Only the number is wanted: count the lines that contain "page".
☆ ☆ ☆ ☆ ☆
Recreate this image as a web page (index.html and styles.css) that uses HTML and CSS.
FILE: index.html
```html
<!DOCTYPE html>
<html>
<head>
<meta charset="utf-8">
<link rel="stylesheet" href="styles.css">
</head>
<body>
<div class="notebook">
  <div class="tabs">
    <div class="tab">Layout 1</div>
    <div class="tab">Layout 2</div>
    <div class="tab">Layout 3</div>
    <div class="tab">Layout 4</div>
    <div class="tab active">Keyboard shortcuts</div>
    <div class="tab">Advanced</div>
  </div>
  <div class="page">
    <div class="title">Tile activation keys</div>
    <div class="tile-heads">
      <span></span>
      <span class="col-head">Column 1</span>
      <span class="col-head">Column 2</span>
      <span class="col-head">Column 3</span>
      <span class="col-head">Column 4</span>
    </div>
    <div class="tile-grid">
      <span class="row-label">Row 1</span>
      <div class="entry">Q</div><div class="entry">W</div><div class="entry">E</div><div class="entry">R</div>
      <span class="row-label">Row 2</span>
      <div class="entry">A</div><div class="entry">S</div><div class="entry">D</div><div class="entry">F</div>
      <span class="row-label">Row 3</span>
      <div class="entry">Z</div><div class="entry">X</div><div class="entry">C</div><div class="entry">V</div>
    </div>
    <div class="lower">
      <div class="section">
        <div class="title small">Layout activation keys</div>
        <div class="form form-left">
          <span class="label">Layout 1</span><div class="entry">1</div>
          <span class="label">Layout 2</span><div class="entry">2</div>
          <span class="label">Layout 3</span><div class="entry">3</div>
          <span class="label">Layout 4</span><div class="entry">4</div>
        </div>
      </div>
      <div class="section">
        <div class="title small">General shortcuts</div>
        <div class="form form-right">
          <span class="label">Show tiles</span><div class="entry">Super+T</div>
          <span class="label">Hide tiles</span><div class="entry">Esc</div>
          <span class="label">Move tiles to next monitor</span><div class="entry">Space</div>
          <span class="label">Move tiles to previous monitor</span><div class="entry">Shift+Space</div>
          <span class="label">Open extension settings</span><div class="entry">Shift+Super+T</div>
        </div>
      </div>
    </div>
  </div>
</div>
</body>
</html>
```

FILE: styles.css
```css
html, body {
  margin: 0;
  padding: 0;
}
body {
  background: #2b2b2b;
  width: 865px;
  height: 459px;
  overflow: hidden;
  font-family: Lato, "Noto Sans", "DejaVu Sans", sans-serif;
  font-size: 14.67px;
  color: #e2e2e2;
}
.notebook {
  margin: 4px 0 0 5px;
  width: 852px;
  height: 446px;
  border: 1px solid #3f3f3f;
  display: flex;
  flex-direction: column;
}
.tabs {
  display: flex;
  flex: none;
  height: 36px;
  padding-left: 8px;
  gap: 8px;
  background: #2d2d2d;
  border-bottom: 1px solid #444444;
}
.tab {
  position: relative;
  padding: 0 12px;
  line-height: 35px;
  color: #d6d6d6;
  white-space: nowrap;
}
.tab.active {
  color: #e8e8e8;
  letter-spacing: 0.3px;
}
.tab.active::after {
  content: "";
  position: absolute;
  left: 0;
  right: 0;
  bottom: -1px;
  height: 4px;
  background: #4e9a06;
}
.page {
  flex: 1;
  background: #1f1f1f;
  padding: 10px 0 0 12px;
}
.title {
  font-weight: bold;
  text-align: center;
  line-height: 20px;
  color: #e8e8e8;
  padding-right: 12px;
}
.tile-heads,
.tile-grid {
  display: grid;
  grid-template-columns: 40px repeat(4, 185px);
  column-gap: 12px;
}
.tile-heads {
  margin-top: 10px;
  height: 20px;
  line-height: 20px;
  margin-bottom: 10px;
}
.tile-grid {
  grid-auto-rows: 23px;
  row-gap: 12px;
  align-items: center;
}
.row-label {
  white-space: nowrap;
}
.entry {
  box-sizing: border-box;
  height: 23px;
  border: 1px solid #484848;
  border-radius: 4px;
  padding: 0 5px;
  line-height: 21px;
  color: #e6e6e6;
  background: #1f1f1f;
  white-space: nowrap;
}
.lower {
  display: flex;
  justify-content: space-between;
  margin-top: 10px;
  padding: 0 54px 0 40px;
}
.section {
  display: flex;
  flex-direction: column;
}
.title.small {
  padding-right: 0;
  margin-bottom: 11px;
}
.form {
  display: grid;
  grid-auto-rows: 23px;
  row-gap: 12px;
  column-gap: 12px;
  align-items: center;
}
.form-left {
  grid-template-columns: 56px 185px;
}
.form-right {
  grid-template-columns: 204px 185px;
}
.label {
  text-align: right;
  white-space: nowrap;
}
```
☆ ☆ ☆ ☆ ☆
Task output:
3